▶ **Given task**:
Find the string "this" in the entries and copy each line that has it.

▶ **Dataset rows**:

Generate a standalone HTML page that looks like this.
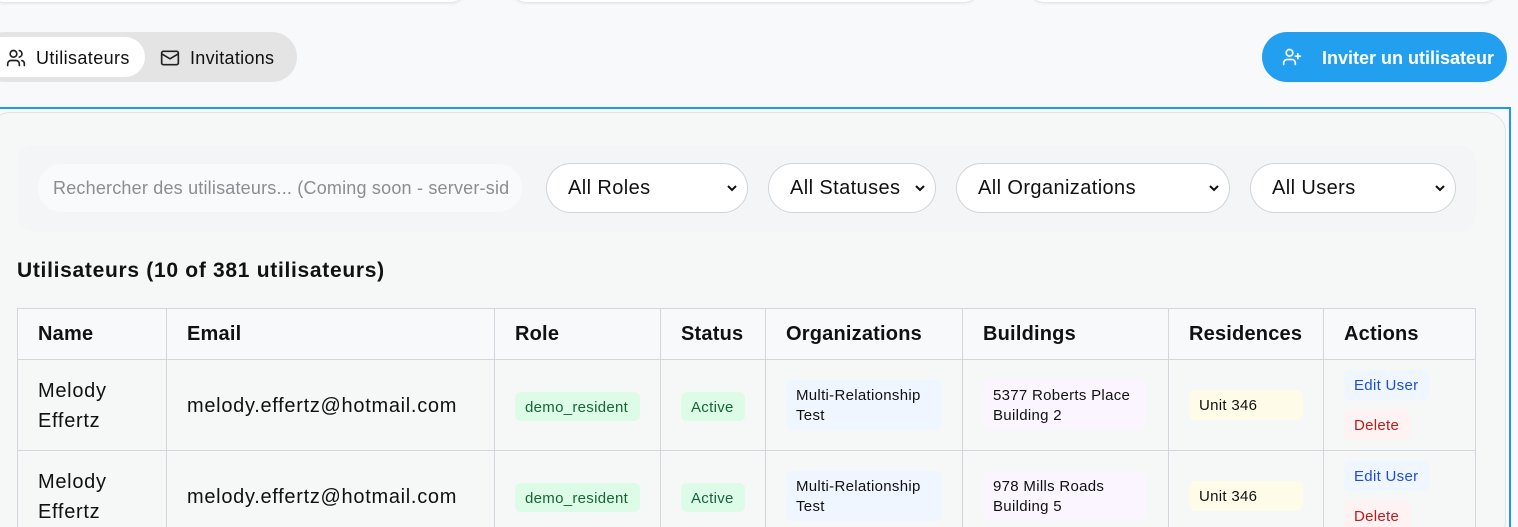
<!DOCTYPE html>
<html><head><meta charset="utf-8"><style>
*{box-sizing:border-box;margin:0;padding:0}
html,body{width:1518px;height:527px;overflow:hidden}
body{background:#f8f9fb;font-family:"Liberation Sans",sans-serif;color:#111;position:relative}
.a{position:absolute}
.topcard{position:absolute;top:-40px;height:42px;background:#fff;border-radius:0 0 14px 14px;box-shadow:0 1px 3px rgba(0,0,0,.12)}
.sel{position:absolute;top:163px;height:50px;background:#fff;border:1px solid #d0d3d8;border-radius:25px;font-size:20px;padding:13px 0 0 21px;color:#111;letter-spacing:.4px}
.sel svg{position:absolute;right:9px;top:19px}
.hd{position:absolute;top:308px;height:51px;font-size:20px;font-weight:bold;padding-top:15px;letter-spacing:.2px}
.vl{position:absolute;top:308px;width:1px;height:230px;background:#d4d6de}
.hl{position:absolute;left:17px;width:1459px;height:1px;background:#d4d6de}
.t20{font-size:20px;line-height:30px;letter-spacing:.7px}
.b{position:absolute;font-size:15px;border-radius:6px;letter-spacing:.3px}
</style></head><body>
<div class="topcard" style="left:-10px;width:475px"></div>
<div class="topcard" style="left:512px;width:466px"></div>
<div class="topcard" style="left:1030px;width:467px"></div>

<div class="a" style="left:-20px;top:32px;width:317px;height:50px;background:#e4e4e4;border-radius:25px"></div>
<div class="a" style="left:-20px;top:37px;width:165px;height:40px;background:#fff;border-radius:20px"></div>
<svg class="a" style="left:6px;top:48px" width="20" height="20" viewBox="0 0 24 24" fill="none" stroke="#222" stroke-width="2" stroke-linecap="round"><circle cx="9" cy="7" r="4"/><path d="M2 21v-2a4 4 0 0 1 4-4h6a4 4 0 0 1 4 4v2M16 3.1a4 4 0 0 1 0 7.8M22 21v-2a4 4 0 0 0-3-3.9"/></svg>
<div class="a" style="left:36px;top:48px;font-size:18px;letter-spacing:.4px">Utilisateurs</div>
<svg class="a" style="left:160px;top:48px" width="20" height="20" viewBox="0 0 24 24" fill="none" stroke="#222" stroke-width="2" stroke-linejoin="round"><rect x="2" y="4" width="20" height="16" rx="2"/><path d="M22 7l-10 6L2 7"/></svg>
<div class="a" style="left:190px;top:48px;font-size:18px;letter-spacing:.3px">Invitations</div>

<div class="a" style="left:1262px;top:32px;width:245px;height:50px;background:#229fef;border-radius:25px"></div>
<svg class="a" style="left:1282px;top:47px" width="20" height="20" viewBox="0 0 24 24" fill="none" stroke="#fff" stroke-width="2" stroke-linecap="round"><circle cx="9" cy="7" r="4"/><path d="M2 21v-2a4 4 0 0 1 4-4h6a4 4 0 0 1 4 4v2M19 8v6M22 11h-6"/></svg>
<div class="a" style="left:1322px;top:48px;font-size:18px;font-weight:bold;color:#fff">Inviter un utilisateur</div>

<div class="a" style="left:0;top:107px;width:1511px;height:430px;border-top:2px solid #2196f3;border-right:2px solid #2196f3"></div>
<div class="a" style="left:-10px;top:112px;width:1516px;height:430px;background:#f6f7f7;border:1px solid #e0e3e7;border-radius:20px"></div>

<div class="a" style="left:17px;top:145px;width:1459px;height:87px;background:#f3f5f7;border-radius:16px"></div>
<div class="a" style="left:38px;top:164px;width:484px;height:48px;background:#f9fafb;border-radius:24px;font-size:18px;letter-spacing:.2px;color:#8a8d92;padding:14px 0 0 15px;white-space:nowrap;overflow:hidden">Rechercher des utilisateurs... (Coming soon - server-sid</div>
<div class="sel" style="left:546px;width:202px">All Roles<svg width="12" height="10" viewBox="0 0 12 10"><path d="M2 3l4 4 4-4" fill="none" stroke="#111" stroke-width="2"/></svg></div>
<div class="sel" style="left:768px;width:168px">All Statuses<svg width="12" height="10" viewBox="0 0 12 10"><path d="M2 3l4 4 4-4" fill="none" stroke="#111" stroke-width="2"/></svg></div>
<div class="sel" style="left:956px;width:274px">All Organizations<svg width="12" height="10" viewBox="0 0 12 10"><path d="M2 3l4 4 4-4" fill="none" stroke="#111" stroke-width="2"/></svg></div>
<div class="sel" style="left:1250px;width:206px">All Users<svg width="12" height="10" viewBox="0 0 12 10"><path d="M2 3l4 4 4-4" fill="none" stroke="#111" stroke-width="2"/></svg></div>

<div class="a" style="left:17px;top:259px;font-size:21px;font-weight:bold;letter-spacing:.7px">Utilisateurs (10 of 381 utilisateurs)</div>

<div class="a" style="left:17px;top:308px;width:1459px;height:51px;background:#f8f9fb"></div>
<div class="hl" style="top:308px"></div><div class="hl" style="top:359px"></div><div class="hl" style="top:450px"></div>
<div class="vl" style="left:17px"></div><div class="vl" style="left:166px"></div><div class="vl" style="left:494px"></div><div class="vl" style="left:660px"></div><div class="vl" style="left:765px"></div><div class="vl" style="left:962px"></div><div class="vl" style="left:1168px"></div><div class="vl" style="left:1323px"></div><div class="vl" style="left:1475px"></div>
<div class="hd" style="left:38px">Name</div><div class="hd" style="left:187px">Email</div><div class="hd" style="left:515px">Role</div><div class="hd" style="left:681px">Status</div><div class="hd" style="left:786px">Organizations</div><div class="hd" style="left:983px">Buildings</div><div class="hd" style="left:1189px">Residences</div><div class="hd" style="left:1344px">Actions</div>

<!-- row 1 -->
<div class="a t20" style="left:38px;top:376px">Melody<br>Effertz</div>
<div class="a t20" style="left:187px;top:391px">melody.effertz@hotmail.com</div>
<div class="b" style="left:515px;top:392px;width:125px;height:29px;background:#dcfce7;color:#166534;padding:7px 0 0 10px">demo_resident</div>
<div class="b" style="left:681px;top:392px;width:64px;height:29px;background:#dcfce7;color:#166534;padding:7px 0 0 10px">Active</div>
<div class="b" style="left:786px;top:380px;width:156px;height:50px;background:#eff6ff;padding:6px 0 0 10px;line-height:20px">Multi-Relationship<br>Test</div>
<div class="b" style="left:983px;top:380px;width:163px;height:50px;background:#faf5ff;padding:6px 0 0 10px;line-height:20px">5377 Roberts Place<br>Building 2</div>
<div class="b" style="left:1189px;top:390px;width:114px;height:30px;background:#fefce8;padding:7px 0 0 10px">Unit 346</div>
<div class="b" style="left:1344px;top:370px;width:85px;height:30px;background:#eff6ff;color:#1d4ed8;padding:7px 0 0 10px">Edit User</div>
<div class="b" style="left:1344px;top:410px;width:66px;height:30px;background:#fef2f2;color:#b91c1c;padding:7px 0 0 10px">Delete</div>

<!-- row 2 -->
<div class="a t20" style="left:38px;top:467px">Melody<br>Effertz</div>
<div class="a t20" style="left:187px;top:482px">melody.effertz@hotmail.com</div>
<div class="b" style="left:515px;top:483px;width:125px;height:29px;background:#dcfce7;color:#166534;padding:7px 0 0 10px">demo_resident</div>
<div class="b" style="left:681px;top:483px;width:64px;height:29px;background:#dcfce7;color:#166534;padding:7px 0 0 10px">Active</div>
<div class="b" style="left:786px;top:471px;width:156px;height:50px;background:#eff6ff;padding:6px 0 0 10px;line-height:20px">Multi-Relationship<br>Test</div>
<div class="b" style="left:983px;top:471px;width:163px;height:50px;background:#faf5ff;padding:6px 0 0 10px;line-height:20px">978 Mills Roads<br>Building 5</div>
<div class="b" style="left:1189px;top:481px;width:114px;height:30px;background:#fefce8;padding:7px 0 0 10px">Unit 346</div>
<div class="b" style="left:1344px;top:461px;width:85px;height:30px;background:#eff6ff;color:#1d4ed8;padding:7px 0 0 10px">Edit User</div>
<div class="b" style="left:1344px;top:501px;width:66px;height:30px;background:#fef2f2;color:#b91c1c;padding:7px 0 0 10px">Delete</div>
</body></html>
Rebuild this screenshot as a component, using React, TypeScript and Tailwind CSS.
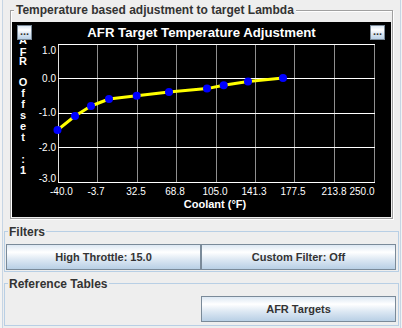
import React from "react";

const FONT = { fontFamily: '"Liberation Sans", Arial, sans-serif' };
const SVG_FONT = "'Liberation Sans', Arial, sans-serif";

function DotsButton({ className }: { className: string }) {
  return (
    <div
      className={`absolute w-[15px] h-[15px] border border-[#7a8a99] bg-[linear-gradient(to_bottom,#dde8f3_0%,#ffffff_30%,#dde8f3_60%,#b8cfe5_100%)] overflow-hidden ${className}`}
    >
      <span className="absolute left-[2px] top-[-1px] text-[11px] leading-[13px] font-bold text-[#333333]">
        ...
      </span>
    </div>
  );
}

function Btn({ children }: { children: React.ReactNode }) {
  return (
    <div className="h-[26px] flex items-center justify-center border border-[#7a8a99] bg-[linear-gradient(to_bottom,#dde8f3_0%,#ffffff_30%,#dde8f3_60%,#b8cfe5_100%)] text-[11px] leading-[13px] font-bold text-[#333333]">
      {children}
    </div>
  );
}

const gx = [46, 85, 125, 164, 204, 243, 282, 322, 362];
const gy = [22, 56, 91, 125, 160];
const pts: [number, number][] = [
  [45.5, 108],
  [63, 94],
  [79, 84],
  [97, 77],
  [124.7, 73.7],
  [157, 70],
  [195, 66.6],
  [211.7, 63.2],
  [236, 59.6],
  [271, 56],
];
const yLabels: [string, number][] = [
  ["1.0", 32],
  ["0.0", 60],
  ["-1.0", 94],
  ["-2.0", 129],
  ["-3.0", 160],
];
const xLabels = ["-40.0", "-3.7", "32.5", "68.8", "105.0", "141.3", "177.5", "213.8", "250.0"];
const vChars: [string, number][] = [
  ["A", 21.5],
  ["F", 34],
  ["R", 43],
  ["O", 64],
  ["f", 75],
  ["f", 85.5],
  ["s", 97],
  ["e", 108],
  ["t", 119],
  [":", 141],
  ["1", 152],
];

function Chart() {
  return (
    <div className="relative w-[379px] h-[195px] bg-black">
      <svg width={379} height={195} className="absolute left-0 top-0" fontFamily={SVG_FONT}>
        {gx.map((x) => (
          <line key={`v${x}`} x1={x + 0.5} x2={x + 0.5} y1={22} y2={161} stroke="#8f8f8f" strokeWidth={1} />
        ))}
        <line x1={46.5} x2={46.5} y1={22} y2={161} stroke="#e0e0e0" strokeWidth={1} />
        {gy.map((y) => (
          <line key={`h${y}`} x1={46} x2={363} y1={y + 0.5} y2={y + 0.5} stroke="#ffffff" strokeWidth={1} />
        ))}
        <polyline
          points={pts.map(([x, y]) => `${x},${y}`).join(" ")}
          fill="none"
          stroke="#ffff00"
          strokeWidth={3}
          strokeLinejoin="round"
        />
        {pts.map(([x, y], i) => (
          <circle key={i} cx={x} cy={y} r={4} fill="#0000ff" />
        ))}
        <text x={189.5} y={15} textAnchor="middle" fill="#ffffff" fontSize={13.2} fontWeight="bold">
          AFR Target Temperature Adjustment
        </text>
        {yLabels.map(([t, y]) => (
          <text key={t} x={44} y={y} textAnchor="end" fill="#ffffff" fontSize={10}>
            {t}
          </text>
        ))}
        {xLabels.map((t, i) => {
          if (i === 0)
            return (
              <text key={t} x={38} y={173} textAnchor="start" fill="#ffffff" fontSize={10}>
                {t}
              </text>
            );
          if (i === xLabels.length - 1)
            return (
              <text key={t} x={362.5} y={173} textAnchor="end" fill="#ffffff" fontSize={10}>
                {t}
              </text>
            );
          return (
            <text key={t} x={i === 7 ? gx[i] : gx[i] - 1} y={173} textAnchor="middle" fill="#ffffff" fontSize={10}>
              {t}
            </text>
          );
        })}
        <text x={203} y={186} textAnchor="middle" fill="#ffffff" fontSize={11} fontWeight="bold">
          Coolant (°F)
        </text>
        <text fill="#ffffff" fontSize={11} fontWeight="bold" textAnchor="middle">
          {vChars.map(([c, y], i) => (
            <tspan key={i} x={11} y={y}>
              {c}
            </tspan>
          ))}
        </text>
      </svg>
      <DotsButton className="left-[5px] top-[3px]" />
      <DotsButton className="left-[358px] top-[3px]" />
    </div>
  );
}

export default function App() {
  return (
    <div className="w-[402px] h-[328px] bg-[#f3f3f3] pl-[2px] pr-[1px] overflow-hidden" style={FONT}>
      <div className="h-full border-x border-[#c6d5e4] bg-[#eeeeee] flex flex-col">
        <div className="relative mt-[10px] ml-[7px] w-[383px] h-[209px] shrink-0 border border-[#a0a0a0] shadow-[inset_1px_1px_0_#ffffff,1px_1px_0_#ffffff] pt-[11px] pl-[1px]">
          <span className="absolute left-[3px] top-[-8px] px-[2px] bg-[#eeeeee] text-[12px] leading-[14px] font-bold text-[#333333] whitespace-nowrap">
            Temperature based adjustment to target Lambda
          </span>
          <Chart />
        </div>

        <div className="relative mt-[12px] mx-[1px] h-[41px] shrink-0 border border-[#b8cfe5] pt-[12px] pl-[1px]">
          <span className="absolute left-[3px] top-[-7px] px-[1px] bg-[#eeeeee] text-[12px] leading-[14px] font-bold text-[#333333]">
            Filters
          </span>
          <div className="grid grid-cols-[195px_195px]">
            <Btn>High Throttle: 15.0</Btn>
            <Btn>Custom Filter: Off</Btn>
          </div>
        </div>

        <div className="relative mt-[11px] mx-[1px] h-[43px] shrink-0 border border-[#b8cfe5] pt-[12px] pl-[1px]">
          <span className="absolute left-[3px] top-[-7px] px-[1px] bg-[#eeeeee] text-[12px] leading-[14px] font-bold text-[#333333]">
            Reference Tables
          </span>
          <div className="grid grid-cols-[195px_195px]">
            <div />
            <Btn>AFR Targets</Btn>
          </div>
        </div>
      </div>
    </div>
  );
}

▶ **Final result**:
Generate a standalone HTML page that looks like this.
Rebuild this screenshot as a component, using React, TypeScript and Tailwind CSS.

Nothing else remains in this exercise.